** THE PROBLEM **
Each line containing the word "styles" must be reported.
- - - -
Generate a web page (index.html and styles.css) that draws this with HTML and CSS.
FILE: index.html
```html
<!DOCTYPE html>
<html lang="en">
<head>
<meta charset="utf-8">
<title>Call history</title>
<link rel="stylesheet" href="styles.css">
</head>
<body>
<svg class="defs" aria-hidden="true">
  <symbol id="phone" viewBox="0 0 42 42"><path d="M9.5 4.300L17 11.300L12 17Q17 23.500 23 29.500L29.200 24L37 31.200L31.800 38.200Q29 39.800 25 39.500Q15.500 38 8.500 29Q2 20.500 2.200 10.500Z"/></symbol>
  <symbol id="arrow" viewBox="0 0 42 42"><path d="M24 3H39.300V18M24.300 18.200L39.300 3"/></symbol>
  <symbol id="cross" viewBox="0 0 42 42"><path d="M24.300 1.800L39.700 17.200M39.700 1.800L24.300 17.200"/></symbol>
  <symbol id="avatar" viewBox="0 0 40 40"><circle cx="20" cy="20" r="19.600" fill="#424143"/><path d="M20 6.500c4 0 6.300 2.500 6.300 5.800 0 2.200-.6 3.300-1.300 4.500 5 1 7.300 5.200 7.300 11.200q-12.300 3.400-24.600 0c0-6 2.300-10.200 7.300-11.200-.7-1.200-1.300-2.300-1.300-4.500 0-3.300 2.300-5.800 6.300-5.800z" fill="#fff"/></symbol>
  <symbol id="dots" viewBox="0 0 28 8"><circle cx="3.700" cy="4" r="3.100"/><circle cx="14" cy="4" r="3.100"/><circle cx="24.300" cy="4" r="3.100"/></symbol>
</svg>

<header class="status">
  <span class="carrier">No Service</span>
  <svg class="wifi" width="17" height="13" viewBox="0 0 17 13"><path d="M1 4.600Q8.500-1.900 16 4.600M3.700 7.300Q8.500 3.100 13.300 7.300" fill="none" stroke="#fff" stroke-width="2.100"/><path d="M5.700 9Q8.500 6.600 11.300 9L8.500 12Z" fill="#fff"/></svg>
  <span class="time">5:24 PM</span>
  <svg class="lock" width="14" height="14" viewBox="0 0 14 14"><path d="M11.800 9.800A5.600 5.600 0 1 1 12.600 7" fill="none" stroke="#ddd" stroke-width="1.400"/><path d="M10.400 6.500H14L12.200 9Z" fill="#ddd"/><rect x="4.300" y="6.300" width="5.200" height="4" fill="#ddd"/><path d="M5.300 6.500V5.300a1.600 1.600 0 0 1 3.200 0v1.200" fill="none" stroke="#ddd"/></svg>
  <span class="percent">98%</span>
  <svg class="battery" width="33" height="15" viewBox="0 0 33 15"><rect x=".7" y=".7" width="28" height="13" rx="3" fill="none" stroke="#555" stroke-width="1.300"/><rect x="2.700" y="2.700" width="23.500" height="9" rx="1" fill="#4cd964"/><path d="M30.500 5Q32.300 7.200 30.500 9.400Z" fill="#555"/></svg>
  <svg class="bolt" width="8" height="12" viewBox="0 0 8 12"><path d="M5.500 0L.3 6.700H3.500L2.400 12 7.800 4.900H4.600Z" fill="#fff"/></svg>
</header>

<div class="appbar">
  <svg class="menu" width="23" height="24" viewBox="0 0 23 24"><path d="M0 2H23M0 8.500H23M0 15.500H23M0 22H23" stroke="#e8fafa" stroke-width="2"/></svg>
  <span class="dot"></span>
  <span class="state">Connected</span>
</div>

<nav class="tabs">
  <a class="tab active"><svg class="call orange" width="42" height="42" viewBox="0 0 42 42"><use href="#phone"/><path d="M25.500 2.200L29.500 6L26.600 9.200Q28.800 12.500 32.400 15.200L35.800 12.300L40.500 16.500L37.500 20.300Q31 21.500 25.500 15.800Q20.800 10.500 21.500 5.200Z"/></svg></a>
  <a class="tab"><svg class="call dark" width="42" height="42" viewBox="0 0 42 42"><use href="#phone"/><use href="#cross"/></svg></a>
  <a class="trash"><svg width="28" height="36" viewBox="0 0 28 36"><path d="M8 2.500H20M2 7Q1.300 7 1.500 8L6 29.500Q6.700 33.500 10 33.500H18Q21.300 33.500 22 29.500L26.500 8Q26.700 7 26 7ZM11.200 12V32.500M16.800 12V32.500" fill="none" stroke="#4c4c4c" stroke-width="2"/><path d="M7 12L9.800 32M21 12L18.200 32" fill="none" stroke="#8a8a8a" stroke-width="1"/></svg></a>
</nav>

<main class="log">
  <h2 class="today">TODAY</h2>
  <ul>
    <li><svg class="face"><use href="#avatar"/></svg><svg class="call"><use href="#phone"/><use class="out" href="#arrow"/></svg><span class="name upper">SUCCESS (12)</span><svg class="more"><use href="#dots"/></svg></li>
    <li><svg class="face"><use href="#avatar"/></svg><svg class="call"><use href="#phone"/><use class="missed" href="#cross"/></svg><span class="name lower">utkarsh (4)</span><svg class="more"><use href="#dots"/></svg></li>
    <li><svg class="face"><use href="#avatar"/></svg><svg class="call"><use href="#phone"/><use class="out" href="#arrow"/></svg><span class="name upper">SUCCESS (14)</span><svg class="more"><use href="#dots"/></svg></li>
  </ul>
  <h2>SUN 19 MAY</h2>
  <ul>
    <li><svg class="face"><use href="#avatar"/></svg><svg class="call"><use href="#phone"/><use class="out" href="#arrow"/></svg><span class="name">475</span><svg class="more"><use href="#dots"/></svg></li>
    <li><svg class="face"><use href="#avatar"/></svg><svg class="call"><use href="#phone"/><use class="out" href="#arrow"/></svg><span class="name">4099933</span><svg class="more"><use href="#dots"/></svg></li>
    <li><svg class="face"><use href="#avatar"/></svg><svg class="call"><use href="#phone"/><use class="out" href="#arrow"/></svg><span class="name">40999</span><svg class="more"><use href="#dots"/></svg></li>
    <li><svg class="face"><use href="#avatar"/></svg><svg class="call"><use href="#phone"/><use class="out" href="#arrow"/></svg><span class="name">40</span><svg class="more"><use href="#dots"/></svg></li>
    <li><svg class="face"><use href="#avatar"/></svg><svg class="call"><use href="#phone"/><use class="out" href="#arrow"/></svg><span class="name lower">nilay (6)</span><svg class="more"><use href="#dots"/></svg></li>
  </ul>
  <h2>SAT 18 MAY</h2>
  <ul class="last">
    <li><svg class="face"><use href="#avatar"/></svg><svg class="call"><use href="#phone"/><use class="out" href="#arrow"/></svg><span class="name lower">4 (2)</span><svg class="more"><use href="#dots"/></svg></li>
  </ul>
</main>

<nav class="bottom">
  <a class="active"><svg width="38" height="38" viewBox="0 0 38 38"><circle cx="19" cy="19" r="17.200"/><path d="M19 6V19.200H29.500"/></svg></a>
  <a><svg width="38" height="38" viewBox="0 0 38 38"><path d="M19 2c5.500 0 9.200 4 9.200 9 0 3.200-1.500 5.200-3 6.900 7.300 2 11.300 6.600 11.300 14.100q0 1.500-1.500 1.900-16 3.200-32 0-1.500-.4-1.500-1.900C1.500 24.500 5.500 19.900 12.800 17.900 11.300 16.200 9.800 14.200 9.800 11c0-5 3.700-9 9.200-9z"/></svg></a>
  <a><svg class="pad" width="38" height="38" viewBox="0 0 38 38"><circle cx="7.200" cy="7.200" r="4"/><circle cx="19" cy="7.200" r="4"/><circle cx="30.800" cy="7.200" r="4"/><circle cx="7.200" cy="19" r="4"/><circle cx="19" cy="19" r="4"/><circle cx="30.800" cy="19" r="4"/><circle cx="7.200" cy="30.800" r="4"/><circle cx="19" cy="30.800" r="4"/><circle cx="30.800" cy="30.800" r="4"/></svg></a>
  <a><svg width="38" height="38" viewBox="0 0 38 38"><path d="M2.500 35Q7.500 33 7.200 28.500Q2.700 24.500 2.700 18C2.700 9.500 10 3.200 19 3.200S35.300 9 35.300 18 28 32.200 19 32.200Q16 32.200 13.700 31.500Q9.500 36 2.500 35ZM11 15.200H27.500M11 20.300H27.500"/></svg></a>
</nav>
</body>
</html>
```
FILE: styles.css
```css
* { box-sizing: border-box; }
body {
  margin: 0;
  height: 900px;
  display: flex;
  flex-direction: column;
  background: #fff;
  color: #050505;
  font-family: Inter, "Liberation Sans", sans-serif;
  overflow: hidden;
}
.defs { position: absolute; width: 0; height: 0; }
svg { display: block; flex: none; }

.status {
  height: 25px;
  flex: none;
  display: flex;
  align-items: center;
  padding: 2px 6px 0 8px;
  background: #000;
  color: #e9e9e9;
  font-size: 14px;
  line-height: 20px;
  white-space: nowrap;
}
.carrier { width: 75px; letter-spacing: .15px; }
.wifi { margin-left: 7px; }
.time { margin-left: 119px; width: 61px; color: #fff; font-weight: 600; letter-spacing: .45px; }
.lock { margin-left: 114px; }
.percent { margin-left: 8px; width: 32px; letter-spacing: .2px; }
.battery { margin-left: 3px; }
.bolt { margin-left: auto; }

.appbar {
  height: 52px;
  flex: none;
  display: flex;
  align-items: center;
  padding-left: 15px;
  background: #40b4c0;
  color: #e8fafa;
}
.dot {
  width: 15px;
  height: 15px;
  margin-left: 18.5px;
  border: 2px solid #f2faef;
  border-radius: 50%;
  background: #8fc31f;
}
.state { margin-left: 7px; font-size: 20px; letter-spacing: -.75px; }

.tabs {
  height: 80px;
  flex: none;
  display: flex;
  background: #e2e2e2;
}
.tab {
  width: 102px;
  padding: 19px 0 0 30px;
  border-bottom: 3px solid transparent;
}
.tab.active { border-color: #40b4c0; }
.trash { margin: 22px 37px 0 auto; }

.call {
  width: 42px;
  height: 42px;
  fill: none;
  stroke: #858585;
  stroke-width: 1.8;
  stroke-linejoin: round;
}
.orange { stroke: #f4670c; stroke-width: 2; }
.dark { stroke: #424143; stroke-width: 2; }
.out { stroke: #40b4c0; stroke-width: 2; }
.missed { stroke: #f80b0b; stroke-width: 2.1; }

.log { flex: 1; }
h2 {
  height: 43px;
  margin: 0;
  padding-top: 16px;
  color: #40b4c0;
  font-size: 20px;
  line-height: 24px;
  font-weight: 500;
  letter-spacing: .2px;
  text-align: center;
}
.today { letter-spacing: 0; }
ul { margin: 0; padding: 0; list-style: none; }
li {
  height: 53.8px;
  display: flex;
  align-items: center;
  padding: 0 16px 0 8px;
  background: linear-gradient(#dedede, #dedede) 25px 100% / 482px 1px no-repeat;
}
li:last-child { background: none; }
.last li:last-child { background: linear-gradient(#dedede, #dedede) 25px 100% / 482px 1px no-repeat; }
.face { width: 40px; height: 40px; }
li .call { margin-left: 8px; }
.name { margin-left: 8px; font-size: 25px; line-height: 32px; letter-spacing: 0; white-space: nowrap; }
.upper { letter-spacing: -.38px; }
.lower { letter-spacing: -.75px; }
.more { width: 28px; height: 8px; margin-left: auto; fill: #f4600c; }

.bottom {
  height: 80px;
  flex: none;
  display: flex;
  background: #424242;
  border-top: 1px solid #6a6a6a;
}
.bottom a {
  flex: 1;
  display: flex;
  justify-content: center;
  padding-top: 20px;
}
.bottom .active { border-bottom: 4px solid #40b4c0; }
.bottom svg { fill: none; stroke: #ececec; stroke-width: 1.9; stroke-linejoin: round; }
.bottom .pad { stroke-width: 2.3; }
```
- - - -
** RESULT OF THE TASK **
Generate a web page (index.html and styles.css) that draws this with HTML and CSS.
<link rel="stylesheet" href="styles.css">
FILE: styles.css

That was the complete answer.